The latest Study of Philanthropy report from Bank of America showed that, despite the challenges presented by the COVID-19 outbreak, affluent Americans continued to donate money to those who needed it most in 2020.

But while the percentage of affluent households who made donations — nearly 90% — remained similar to past years, the average amounts given to charities increased by 48% since 2017 ($43,195, up from $29,269).

Bank of America identified new trends in charitable giving for 2020

Amid pandemic-era budget cuts for many nonprofit organizations — and a general spirit of giving in a tumultuous year — affluent households poured more funds into their charitable giving efforts in 2020 than in years past.
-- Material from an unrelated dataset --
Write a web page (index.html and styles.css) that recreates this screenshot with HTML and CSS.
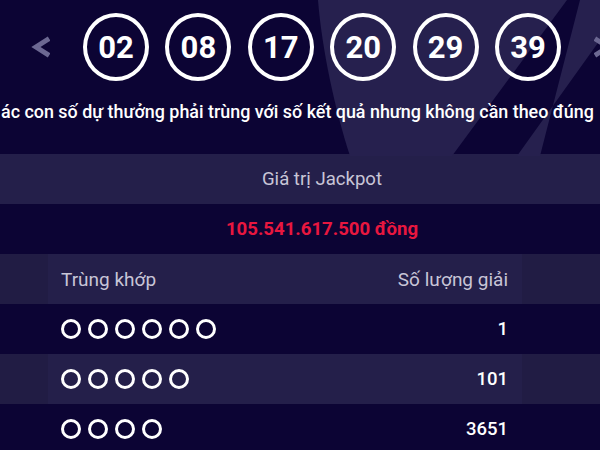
FILE: index.html
```html
<!DOCTYPE html>
<html lang="vi">
<head>
    <meta charset="UTF-8">
    <meta name="viewport" content="width=device-width, initial-scale=1.0">
    <title>Kết quả Mega 6/45</title>
    <link rel="stylesheet" href="styles.css">
</head>
<body>
    <div class="page">
        <!-- decorative background shape behind the balls -->
        <svg class="deco" width="600" height="160" viewBox="0 0 600 160">
            <path d="M318 0 C 322 50, 335 110, 350 156 L 452 156 L 567 0 Z" fill="#26204e"/>
            <path d="M580 0 L 600 0 L 600 40 L 517 156 L 540 156 Z" fill="#26204e"/>
        </svg>

        <div class="result">
            <span class="arrow">
                <svg width="20" height="24" viewBox="0 0 20 24"><polyline points="17,5 6,12 17,19" fill="none" stroke="#6c6892" stroke-width="5" stroke-linecap="square" stroke-linejoin="miter"/></svg>
            </span>
            <div class="balls">
                <span class="ball">02</span>
                <span class="ball">08</span>
                <span class="ball">17</span>
                <span class="ball">20</span>
                <span class="ball">29</span>
                <span class="ball">39</span>
            </div>
            <span class="arrow">
                <svg width="20" height="24" viewBox="0 0 20 24"><polyline points="3,5 14,12 3,19" fill="none" stroke="#6c6892" stroke-width="5" stroke-linecap="square" stroke-linejoin="miter"/></svg>
            </span>
        </div>

        <p class="note">ác con số dự thưởng phải trùng với số kết quả nhưng không cần theo đúng</p>

        <div class="prizes">
            <div class="row light single">Giá trị Jackpot</div>
            <div class="row dark single jackpot">105.541.617.500 đồng</div>

            <div class="row light cols head">
                <span class="edge"></span>
                <span class="match">Trùng khớp</span>
                <span class="count">Số lượng giải</span>
                <span class="edge"></span>
            </div>
            <div class="row dark cols">
                <span class="edge"></span>
                <span class="match"><i class="dot"></i><i class="dot"></i><i class="dot"></i><i class="dot"></i><i class="dot"></i><i class="dot"></i></span>
                <span class="count">1</span>
                <span class="edge"></span>
            </div>
            <div class="row light cols">
                <span class="edge"></span>
                <span class="match"><i class="dot"></i><i class="dot"></i><i class="dot"></i><i class="dot"></i><i class="dot"></i></span>
                <span class="count">101</span>
                <span class="edge"></span>
            </div>
            <div class="row dark cols">
                <span class="edge"></span>
                <span class="match"><i class="dot"></i><i class="dot"></i><i class="dot"></i><i class="dot"></i></span>
                <span class="count">3651</span>
                <span class="edge"></span>
            </div>
        </div>
    </div>
</body>
</html>
```

FILE: styles.css
```css
*{
    box-sizing: border-box;
}
body{
    margin: 0;
    background-color: #0c0434;
    font-family: Roboto, "Noto Sans", sans-serif;
    color: #ffffff;
}
.page{
    position: relative;
    width: 600px;
    height: 450px;
    overflow: hidden;
}
.deco{
    position: absolute;
    top: 0;
    left: 0;
}
.result{
    position: relative;
    display: flex;
    align-items: center;
    gap: 33px;
    padding: 13px 0 0 30px;
}
.arrow{
    display: flex;
    width: 20px;
    flex-shrink: 0;
}
.balls{
    display: flex;
    gap: 16.4px;
}
.ball{
    display: flex;
    align-items: center;
    justify-content: center;
    width: 66px;
    height: 68px;
    border: 4px solid #ffffff;
    border-radius: 50%;
    font-size: 31px;
    font-weight: 700;
    flex-shrink: 0;
}
.note{
    position: relative;
    margin: 20px 0 0 1px;
    white-space: nowrap;
    font-size: 17.9px;
    font-weight: 500;
    line-height: 22px;
}
.prizes{
    margin-top: 31px;
}
.row{
    height: 50px;
}
.light{
    background-color: #241f4a;
}
.dark{
    background-color: #0c0434;
}
.single{
    display: flex;
    align-items: center;
    justify-content: center;
    padding-left: 44px;
    font-size: 18.6px;
    color: #c8c5d7;
}
.jackpot{
    color: #e8173f;
    font-weight: 700;
}
.cols{
    display: grid;
    grid-template-columns: 48px 1fr 1fr 78px;
    align-items: stretch;
}
.cols > span{
    display: flex;
    align-items: center;
}
.light .edge{
    background-color: rgba(0, 0, 0, 0.07);
}
.match{
    gap: 7px;
    padding-left: 13px;
}
.count{
    justify-content: flex-end;
    padding-right: 14px;
    font-size: 18.5px;
    font-weight: 500;
}
.head .match,
.head .count{
    font-size: 19px;
    color: #c8c5d7;
    font-weight: 400;
}
.dot{
    width: 20px;
    height: 20px;
    border: 3px solid #ffffff;
    border-radius: 50%;
}
```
As in previous years, much of this money went to initiatives focusing on:

  • Religion (32% of dollars donated)
  • Basic needs (20%)
  • K-12 and higher education (16%)

And because 2020 was also a year marked by a global health crisis, 47% of affluent donors also directed their giving efforts to charitable organizations, individuals and businesses in direct response to the pandemic. Meanwhile, 93% of households kept up their donations — or poured even more into them — to provide funds for frontline organizations devoted to covering basic needs, health care and medicine.

Bank of America discovered that certain giving trends grew in popularity among donors last year as well. For instance, respondents were just about as likely to base their donation decisions on issues (44%) as they did on organizations (45%) — a shift from the frequently organization-driven donation strategies that were maintained before 2020.

Some of the biggest causes affluent households focused on last year included sustainable and impact investing (13%), as well as social and racial justice issues (22%). The survey also indicated that over 1 in 10 respondents prioritized this subject (19%), so this particular issue area may very well see more attention and support in the years to come.

Direct digital giving, charitable giving knowledge also increasing in importance

Other findings from the Bank of America report shed some light on other aspects of affluent giving that changed in 2020. More respondents utilized direct digital giving as an alternative to traditional giving vehicles, including:

  • 57% of donors who gave via a nonprofit's website
  • 18% who used GoFundMe and other crowdfunding platforms
  • 17% who used payment processing apps, such as Zelle or Venmo
  • 13% who used social media tools

Additionally, knowledge about charitable giving is quickly becoming an important factor for affluent donors across the board. Bank of America found that respondents who feel they're knowledgeable (48%) or expert (5%) about giving are more likely to be involved with the process — including monitoring the impact of their giving, ensuring their gift is having its intended impact and taking advantage of giving vehicles.

Still, the biggest challenges facing affluent donors today also revolve around charitable giving knowledge, including:

  • Identifying what donors care about and deciding where to donate (40%)
  • Understanding how much they can afford to give (32%)
  • Monitoring their giving to ensure it has its intended impact (24%)

Methodology: Bank of America Private Bank and the Indiana University Lilly Family School of Philanthropy used Ipsos to conduct a survey of 1,626 affluent U.S. households in January 2021, based on their charitable giving in 2020. The nationally representative random sample included respondents with a net worth of $1 million or more (excluding the value of their primary home) and/or an annual household income of $200,000 or more.